A few weeks ago I wrote about how sudden swings in voting intention polls don’t happen very often. But amid the fallout from Chequers, now we have an example of such a move. There have so far been four published polls with fieldwork after the Boris Johnson and David Davis resignations.
The first of YouGov’s two surveys asked several questions, finding a core of around 40 per cent who thought that the Prime Minister’s plan would not be good for Britain; that it would not respect the result of the referendum; that it would make them unhappy if it went ahead; and that Theresa May is aiming for too soft a Brexit. Each of these was the most popular response (besides Don’t Know) by some margin.
YouGov’s second poll asked a three-way question as proposed by Justine Greening. Forty- two per cent chose Remain as their first preference, 15 per cent chose the deal and 28 per cent chose “no deal”, including 47 per cent of 2017 Conservative voters and 58 per cent of 2016 Leavers.
Opinium asked a question which included a summary of the Chequers deal, and found opinion split almost evenly between approve, disapprove and neutral. But the regular question on May’s handling of Brexit saw her net approval specifically slide from -16 to -31, suggesting a material change in opinion.
Elsewhere, Deltapoll asked an interesting four-way question, with a majority responding that the deal was either a “betrayal” (21 per cent) or an ill thought out compromise (32 per cent), compared with one-in-five who felt that “good compromise” (13 per cent) or “the best possible Brexit solution” (seven per cent) best described their view.
So the reaction to Chequers is strongly negative. Opinium’s Adam Drummond may have hit the nail on the head when he describes the deal’s unpopularity as “structural” – many Leavers see it as a sellout, Remainers dislike it because it’s Brexit.
As ever, much of the attention has been on topline voting intention figures. All four polls put Labour ahead, YouGov for the first time since March, and Opinium for the first time since December. The most recent data point from each of the three pollsters puts Labour four or five points ahead of the Tories.
At the same time, UKIP has surged from somewhere around the two per cent in took at last year’s general election to six to eight per cent. And unlike in 2015, when UKIP – contrary to the picture painted by the polls – took substantial votes from Labour, the Brexitisation of the Conservative vote post-referendum leaves the Tories far more electorally vulnerable to a UKIP revival now than in the past.
The Conservatives, then, seem to have a UKIP problem once again. An interesting theme to watch over the coming months and years will be the extent to which the Tories and Labour experience UKIP and Lib Dem problems. The “broad church” that parties on around 40 per cent of the vote require is not easy to sustain when it needs to be broad enough to accommodate every Brexit position from Remain to “no deal” Leave.
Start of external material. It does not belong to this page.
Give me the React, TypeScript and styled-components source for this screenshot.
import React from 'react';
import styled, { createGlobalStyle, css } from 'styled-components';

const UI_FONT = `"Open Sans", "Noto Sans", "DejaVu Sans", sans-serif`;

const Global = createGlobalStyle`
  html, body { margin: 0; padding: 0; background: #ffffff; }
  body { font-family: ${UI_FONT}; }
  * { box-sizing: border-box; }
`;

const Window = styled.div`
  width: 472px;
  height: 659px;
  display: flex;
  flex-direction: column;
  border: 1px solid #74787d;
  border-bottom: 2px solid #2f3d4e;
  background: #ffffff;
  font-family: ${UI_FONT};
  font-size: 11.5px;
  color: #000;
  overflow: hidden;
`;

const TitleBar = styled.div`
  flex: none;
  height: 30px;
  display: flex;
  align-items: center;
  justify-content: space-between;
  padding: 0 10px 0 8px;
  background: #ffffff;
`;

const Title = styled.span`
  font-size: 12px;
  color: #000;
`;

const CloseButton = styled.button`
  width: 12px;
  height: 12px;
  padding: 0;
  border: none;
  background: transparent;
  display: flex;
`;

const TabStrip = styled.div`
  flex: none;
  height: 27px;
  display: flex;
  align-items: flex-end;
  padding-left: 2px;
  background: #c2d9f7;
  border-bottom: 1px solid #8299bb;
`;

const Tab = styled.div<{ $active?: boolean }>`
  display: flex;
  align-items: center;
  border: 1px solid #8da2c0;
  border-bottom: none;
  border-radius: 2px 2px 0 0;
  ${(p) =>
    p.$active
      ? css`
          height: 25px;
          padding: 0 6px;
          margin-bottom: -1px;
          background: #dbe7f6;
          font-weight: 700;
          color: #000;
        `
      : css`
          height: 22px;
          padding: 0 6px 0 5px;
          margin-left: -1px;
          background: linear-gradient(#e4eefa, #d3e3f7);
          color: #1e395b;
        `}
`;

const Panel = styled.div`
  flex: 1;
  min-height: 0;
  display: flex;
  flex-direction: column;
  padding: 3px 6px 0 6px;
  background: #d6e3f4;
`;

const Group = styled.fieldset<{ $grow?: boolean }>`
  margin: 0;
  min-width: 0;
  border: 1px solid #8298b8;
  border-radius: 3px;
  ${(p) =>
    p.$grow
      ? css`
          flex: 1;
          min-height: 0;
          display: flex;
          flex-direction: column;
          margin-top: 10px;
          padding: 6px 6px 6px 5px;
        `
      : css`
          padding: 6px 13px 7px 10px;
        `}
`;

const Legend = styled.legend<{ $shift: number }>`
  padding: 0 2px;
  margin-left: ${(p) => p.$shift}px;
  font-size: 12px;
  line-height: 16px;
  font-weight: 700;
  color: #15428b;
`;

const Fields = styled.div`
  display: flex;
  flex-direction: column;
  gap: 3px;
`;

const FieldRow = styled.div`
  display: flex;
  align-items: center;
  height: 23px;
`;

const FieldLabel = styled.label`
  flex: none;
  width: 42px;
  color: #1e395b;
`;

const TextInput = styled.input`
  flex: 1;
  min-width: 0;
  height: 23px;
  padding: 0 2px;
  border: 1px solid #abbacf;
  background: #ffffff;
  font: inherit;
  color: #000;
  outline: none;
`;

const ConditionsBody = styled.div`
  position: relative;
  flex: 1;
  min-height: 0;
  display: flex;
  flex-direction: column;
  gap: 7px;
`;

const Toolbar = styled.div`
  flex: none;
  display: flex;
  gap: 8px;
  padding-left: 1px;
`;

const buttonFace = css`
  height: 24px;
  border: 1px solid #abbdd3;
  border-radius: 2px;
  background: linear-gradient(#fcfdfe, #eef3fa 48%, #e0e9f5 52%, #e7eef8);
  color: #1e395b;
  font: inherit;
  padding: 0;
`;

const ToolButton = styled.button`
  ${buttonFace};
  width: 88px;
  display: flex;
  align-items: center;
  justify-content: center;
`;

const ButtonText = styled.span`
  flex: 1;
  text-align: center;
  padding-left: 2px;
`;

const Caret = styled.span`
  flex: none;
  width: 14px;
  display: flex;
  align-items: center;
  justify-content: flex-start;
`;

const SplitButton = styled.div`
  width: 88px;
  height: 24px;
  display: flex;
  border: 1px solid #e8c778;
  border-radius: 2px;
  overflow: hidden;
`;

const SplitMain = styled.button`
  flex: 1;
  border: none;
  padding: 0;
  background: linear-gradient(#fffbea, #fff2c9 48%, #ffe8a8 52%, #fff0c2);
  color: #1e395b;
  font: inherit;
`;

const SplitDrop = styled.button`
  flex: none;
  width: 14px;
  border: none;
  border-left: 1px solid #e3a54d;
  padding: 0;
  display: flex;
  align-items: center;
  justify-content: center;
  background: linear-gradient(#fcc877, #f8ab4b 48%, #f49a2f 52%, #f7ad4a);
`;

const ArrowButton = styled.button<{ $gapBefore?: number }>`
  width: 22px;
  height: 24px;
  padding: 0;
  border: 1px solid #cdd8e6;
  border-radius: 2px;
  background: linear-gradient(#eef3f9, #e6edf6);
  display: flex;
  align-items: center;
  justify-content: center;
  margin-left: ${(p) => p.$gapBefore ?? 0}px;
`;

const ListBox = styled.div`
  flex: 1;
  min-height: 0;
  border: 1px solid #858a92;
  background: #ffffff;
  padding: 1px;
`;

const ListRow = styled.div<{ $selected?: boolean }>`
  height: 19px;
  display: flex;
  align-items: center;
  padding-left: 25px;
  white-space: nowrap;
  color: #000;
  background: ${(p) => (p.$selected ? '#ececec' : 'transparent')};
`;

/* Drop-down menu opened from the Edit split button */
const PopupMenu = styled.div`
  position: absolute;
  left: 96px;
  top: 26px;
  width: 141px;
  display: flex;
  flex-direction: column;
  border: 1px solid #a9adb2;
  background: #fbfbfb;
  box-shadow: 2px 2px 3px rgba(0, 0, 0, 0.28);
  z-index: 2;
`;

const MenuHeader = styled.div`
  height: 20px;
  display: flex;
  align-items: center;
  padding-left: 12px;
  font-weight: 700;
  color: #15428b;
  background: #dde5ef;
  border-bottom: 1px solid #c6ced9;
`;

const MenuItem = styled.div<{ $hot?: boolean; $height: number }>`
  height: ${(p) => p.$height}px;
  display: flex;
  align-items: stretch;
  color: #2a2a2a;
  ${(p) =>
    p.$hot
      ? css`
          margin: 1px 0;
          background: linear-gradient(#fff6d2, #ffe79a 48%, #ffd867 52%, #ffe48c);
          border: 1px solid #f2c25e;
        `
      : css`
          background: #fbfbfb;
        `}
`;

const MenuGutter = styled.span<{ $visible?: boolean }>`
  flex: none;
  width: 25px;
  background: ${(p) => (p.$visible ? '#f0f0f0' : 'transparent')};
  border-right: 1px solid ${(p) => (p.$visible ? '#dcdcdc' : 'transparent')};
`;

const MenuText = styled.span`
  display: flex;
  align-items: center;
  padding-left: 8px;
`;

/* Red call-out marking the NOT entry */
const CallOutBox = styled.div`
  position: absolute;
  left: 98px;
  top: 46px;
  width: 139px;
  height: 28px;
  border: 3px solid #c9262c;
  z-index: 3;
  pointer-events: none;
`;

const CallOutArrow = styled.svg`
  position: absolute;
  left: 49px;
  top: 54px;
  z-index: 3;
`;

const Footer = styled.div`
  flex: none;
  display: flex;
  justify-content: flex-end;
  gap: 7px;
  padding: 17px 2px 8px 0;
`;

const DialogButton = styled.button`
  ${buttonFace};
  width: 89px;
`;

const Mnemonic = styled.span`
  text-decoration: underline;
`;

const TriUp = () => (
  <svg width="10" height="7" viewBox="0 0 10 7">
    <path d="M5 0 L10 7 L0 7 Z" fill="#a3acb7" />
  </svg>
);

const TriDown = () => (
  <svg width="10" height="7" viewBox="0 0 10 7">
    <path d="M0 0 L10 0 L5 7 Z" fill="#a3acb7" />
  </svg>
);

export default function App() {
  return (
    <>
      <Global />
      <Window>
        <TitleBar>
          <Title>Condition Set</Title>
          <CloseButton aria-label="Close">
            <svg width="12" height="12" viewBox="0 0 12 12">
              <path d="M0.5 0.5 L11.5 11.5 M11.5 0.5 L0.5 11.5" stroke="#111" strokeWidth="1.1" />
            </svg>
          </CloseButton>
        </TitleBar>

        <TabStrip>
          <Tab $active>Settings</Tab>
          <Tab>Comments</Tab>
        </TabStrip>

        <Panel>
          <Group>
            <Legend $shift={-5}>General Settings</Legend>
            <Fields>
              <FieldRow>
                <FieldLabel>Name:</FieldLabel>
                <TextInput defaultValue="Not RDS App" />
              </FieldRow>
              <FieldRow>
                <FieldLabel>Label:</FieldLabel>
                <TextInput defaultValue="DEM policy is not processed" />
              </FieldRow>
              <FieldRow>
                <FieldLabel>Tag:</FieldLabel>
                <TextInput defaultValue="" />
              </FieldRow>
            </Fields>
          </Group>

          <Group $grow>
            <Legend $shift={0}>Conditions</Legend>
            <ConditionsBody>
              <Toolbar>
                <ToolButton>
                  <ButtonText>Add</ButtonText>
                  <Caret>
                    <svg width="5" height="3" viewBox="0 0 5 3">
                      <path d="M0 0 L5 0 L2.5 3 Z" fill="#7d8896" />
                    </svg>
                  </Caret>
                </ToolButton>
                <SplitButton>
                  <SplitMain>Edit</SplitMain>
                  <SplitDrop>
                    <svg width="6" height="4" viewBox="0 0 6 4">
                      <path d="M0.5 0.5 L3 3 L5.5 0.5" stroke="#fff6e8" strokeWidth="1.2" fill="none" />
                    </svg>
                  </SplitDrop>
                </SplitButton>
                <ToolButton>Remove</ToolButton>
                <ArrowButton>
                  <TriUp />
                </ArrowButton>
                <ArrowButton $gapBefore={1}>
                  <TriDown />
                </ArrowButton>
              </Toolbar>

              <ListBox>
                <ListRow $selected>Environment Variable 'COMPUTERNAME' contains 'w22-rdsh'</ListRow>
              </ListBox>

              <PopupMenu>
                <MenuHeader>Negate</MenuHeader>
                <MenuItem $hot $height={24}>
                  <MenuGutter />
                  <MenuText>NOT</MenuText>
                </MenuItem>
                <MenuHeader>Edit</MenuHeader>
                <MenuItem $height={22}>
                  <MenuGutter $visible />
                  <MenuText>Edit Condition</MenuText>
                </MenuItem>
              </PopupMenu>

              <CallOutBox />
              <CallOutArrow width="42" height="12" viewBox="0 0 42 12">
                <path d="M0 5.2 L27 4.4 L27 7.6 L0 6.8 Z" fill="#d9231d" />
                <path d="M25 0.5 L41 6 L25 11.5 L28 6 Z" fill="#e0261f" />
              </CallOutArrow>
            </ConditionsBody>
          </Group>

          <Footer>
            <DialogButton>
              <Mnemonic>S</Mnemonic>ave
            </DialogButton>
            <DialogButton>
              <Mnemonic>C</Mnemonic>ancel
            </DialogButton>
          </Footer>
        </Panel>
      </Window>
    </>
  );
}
There are some technical factors that might suggest at least a degree of caution on the UKIP revival narrative. In the 2010 to 2015 parliament, UKIP often spiked in the polls when events were favourable, but then gradually dropped back again. And polls implicitly assume that Great Britain-wide parties stand in every constituency, which isn’t certain to be the case. Meanwhile, some of the voters lost by the Tories have gone to the “don’t know” column, which is less of the problem than if they had been lost to Labour or UKIP.
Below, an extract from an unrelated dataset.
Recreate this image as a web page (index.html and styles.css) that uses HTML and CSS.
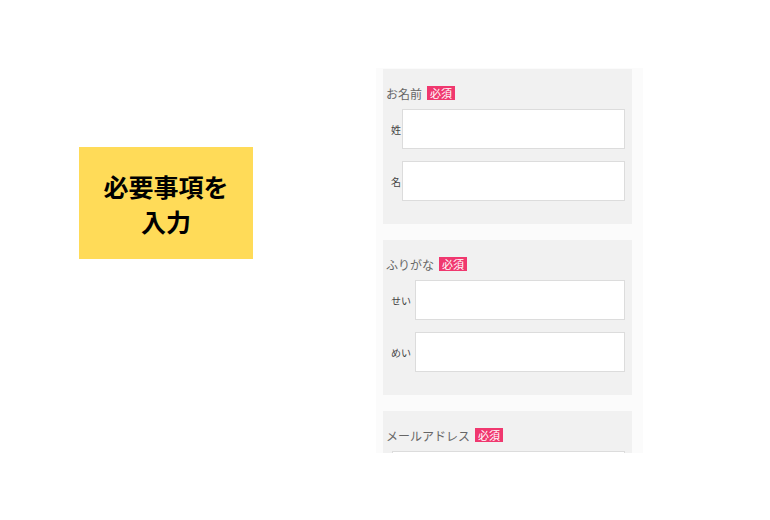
FILE: index.html
```html
<!DOCTYPE html>
<html lang="ja">
<head>
    <meta charset="UTF-8">
    <meta name="viewport" content="width=device-width, initial-scale=1.0">
    <title>必要事項を入力</title>
    <link rel="stylesheet" href="styles.css">
</head>
<body>
    <div class="page">
        <div class="callout">必要事項を<br>入力</div>

        <div class="shot">
            <div class="group">
                <div class="group-title">お名前<span class="req">必須</span></div>
                <div class="row">
                    <span class="row-label">姓</span>
                    <div class="field"></div>
                </div>
                <div class="row">
                    <span class="row-label">名</span>
                    <div class="field"></div>
                </div>
            </div>

            <div class="group">
                <div class="group-title">ふりがな<span class="req">必須</span></div>
                <div class="row">
                    <span class="row-label kana">せい</span>
                    <div class="field"></div>
                </div>
                <div class="row">
                    <span class="row-label kana">めい</span>
                    <div class="field"></div>
                </div>
            </div>

            <div class="group">
                <div class="group-title">メールアドレス<span class="req">必須</span></div>
                <div class="row plain">
                    <div class="field"></div>
                </div>
            </div>
        </div>
    </div>
</body>
</html>
```

FILE: styles.css
```css
body {
    margin: 0;
    background: #fff;
    font-family: "Noto Sans CJK JP", "Noto Sans", sans-serif;
}
.page {
    display: flex;
    align-items: flex-start;
    padding: 68px 0 0 79px;
    gap: 123px;
}
.callout {
    margin-top: 79px;
    width: 174px;
    height: 112px;
    background: #ffdb58;
    display: flex;
    align-items: center;
    justify-content: center;
    text-align: center;
    font-size: 25px;
    font-weight: 700;
    line-height: 35px;
    color: #000;
    padding-top: 2px;
    box-sizing: border-box;
}
.shot {
    width: 267px;
    height: 385px;
    overflow: hidden;
    background: #fbfbfb;
    padding: 1px 11px 0 7px;
    box-sizing: border-box;
}
.group {
    background: #f1f1f1;
    padding: 17px 7px 23px 0;
    margin-bottom: 16px;
}
.group-title {
    display: flex;
    align-items: center;
    height: 14px;
    padding-left: 3px;
    font-size: 12px;
    color: #666;
    margin-bottom: 9px;
}
.req {
    display: inline-block;
    background: #f0386f;
    color: #fff;
    font-size: 11px;
    line-height: 14px;
    height: 14px;
    padding: 0 3px;
    margin-left: 5px;
}
.row {
    display: flex;
    align-items: center;
    padding-left: 8px;
    margin-bottom: 12px;
}
.row:last-child {
    margin-bottom: 0;
}
.row-label {
    font-size: 10px;
    color: #444;
    margin-right: 1px;
}
.row-label.kana {
    margin-right: 4px;
}
.row.plain {
    padding-left: 9px;
}
.field {
    flex: 1;
    height: 40px;
    background: #fff;
    border: 1px solid #dcdcdc;
    box-sizing: border-box;
}
```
On the other hand, there may well be further pain to come for the Conservatives before (and perhaps after) any deal is acceptable to all sides, including the EU, can be struck. And the change compared with a few weeks ago when the Tories were leading by the sort of margin they now trail by is both big and sudden, and may have further to run if there are secondary effects, such as a “government meltdown” narrative developing and cutting through.
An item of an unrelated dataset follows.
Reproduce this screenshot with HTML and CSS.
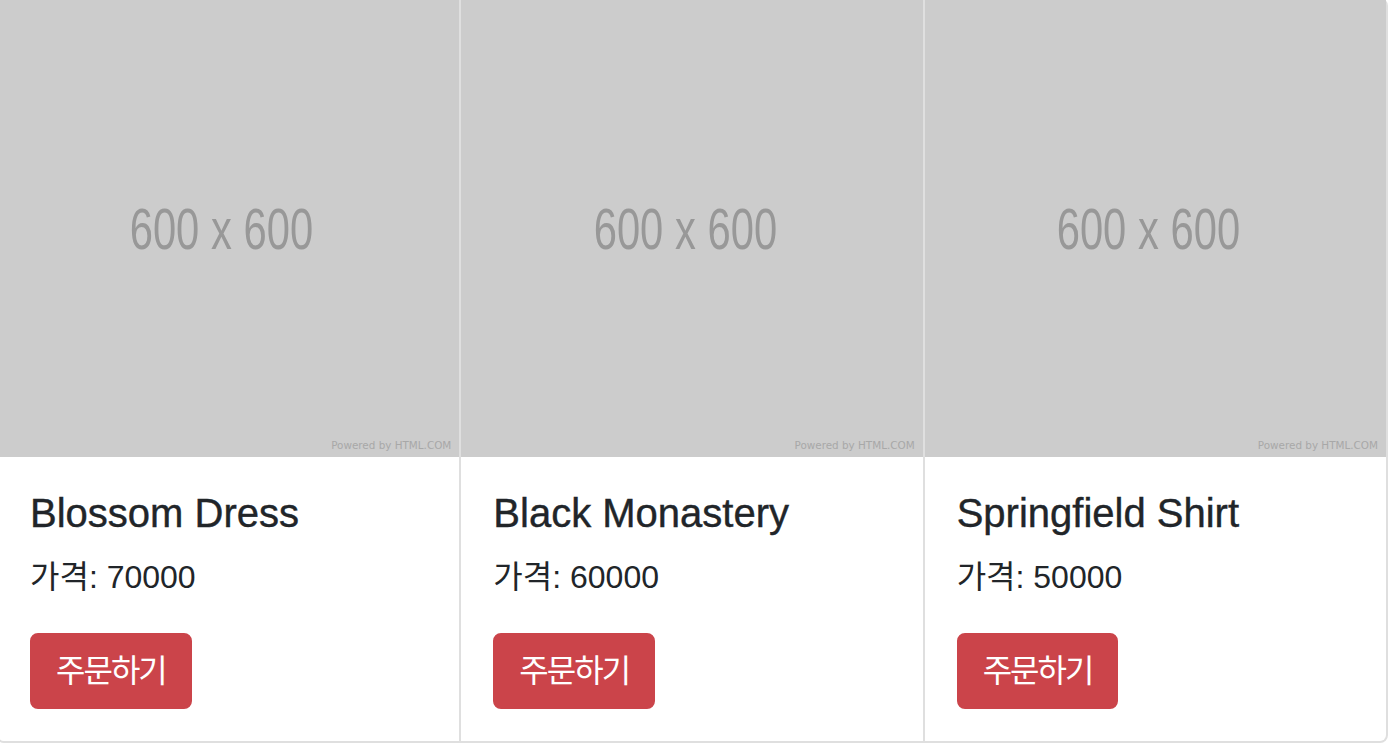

So we can say with confidence that there has been a clear shift in the polls – one that is almost certainly not “margin of error” noise. The next question is how durable that shift is. The test is whether a poll move is both real and sustained. Polls sometimes move suddenly because respondents with one viewpoint become more enthusiastic (or angry) than others, and therefore more likely to take part – in other words, a move that is not real.
However that feels unlikely on this occasion, because the move is quite consistent across polls. Assuming that move is genuine, will it be a lasting shift? That is harder to answer at this stage. Only time (and more data) will tell, but Tories would be well advised not to assume that their lost voters will simply return to the fold.
For now, the polls will make difficult reading for Theresa May.